Work to do: Exactly as written, set down the lines from the top of the entries through the line bearing "import React from 'react';", with every picture left out.
===============
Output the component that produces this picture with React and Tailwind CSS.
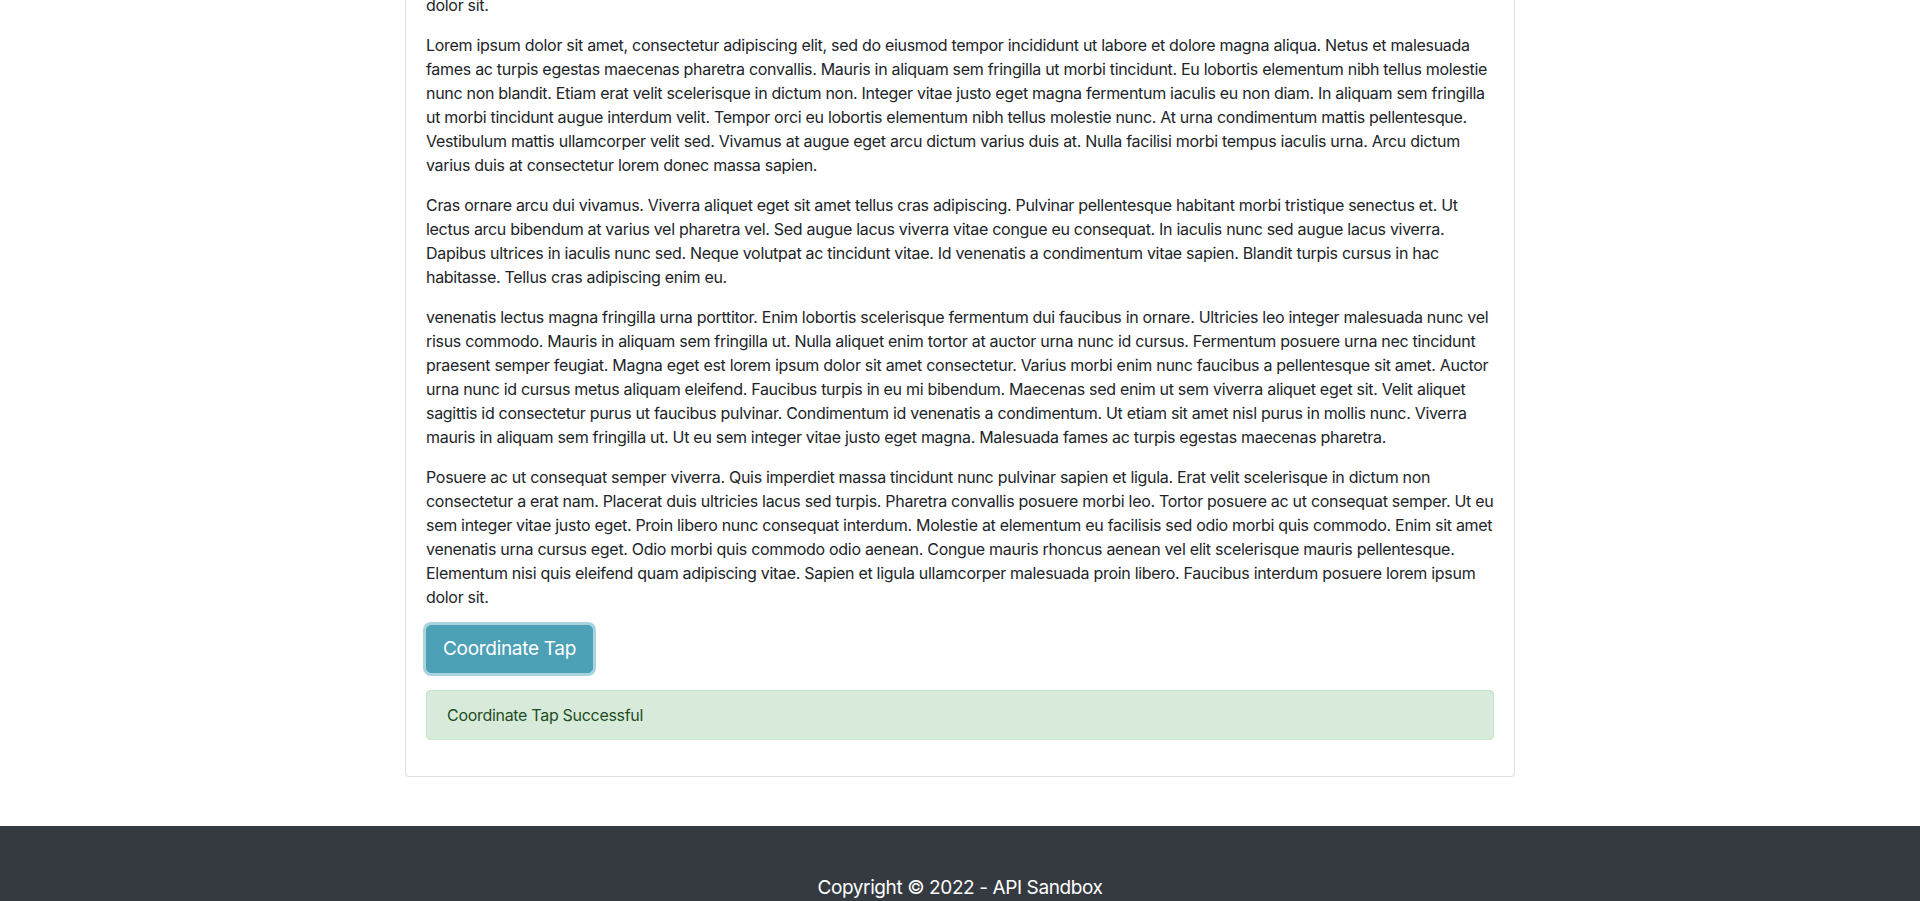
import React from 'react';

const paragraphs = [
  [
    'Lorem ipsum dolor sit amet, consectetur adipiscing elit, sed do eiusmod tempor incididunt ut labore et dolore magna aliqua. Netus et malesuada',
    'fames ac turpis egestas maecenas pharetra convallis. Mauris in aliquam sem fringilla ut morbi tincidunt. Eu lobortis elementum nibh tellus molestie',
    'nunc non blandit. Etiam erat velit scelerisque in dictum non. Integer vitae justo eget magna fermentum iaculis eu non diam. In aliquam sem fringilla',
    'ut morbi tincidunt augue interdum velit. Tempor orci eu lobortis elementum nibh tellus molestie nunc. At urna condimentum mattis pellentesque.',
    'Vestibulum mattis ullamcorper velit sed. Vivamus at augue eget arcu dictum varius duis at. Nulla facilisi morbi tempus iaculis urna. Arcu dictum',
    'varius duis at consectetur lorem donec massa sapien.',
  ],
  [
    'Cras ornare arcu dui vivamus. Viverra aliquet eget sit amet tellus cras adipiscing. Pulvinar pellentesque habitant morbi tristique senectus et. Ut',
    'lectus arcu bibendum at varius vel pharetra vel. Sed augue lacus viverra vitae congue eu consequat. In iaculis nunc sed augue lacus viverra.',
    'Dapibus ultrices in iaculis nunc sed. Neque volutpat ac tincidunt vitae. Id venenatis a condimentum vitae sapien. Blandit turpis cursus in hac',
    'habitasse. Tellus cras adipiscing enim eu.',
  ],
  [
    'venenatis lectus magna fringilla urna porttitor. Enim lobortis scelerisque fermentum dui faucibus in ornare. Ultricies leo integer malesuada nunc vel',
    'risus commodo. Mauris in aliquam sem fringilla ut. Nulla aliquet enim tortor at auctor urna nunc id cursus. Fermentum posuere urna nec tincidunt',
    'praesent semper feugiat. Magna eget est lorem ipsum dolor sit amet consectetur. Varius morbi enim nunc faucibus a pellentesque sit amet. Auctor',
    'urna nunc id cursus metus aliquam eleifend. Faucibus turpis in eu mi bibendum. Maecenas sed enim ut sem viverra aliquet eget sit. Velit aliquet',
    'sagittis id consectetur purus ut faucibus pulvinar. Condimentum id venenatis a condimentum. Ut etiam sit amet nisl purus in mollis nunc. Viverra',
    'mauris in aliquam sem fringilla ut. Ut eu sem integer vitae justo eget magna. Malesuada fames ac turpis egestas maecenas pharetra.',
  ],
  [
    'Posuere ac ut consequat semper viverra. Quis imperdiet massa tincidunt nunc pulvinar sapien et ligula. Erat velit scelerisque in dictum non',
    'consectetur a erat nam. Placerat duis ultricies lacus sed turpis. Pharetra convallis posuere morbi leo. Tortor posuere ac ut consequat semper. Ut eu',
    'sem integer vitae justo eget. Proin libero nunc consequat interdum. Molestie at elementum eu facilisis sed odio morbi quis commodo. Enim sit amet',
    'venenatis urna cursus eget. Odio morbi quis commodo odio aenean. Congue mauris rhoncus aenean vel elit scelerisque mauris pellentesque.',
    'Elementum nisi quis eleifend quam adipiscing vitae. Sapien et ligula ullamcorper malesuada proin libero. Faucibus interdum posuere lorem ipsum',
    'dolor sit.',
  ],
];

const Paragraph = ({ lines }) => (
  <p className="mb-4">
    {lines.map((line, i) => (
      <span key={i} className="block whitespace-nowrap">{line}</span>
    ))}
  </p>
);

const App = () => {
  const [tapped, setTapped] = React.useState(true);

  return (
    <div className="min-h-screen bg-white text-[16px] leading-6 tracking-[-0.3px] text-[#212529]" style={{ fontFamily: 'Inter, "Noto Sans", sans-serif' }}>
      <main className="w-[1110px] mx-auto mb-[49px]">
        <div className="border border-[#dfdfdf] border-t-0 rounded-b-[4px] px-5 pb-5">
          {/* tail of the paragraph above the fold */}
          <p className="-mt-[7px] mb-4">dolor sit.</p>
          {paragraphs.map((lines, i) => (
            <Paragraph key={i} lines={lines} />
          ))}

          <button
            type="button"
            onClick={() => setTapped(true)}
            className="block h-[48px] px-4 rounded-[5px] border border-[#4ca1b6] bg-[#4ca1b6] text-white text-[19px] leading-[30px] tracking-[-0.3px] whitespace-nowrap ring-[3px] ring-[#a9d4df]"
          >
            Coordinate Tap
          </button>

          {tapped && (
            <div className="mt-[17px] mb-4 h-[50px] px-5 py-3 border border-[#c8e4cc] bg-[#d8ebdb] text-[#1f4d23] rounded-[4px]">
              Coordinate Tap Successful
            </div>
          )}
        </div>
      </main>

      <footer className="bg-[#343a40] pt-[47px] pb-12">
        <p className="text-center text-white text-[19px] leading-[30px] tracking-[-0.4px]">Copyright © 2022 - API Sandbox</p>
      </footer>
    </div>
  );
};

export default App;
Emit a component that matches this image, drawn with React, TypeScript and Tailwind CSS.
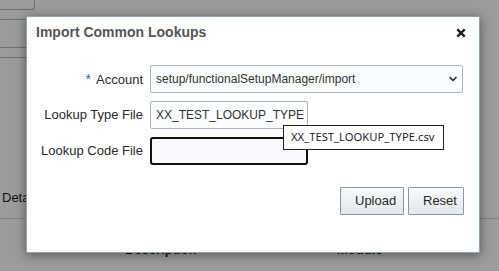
===============
Finished task:
Output the component that produces this picture with React and Tailwind CSS.
import React from 'react';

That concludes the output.